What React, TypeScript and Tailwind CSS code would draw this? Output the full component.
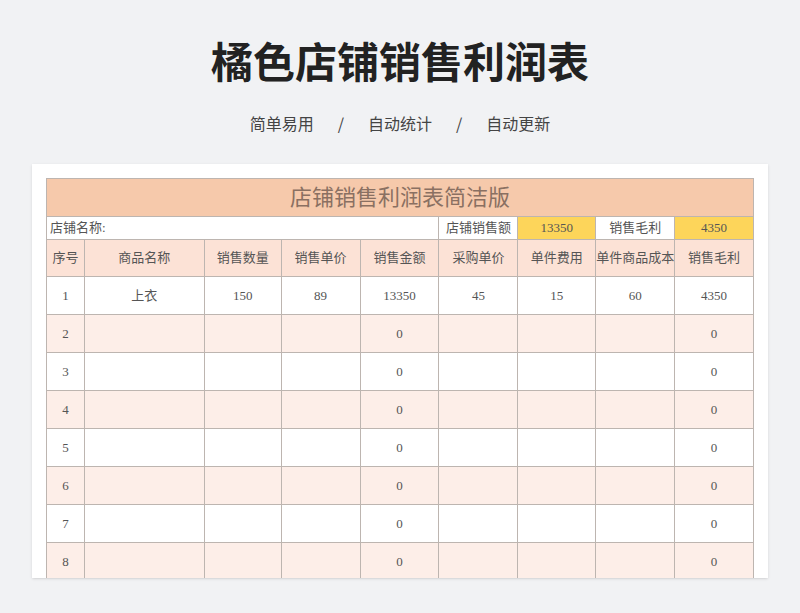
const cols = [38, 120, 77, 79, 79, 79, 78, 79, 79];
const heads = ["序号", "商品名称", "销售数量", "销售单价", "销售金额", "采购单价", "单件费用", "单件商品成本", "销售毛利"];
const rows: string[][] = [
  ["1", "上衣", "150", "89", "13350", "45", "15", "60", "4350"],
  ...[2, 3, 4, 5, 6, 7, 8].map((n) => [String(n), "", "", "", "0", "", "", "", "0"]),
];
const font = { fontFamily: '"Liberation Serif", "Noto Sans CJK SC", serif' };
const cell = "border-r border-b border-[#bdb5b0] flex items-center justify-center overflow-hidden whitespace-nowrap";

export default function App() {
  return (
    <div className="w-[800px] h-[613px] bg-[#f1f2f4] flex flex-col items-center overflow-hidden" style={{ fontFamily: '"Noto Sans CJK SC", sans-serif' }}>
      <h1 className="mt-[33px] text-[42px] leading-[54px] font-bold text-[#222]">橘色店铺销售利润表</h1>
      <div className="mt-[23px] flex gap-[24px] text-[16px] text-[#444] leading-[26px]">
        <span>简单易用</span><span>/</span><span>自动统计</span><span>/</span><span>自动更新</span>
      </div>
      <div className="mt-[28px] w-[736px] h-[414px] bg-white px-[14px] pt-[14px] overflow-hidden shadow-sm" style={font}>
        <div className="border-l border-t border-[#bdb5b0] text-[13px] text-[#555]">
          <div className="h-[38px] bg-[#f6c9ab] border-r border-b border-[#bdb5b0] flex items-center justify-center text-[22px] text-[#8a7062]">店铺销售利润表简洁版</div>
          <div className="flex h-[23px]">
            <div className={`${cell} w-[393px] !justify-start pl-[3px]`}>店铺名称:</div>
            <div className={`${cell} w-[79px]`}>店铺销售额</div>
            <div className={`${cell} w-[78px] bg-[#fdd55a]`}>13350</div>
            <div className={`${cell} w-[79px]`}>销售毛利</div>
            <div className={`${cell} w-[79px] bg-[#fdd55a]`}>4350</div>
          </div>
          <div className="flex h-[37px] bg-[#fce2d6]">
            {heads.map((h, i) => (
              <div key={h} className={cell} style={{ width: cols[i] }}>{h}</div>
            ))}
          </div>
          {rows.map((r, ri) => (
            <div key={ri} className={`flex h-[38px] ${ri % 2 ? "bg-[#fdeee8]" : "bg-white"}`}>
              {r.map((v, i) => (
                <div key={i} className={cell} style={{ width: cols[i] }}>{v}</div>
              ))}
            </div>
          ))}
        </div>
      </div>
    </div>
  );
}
:::::
→ Directive
Write down every line from the opening of the listing to the line with "items-center justify-center overflow-hidden", both included, and nothing else; the pictures are omitted.

→ Solved problem
What React, TypeScript and Tailwind CSS code would draw this? Output the full component.
const cols = [38, 120, 77, 79, 79, 79, 78, 79, 79];
const heads = ["序号", "商品名称", "销售数量", "销售单价", "销售金额", "采购单价", "单件费用", "单件商品成本", "销售毛利"];
const rows: string[][] = [
  ["1", "上衣", "150", "89", "13350", "45", "15", "60", "4350"],
  ...[2, 3, 4, 5, 6, 7, 8].map((n) => [String(n), "", "", "", "0", "", "", "", "0"]),
];
const font = { fontFamily: '"Liberation Serif", "Noto Sans CJK SC", serif' };
const cell = "border-r border-b border-[#bdb5b0] flex items-center justify-center overflow-hidden whitespace-nowrap";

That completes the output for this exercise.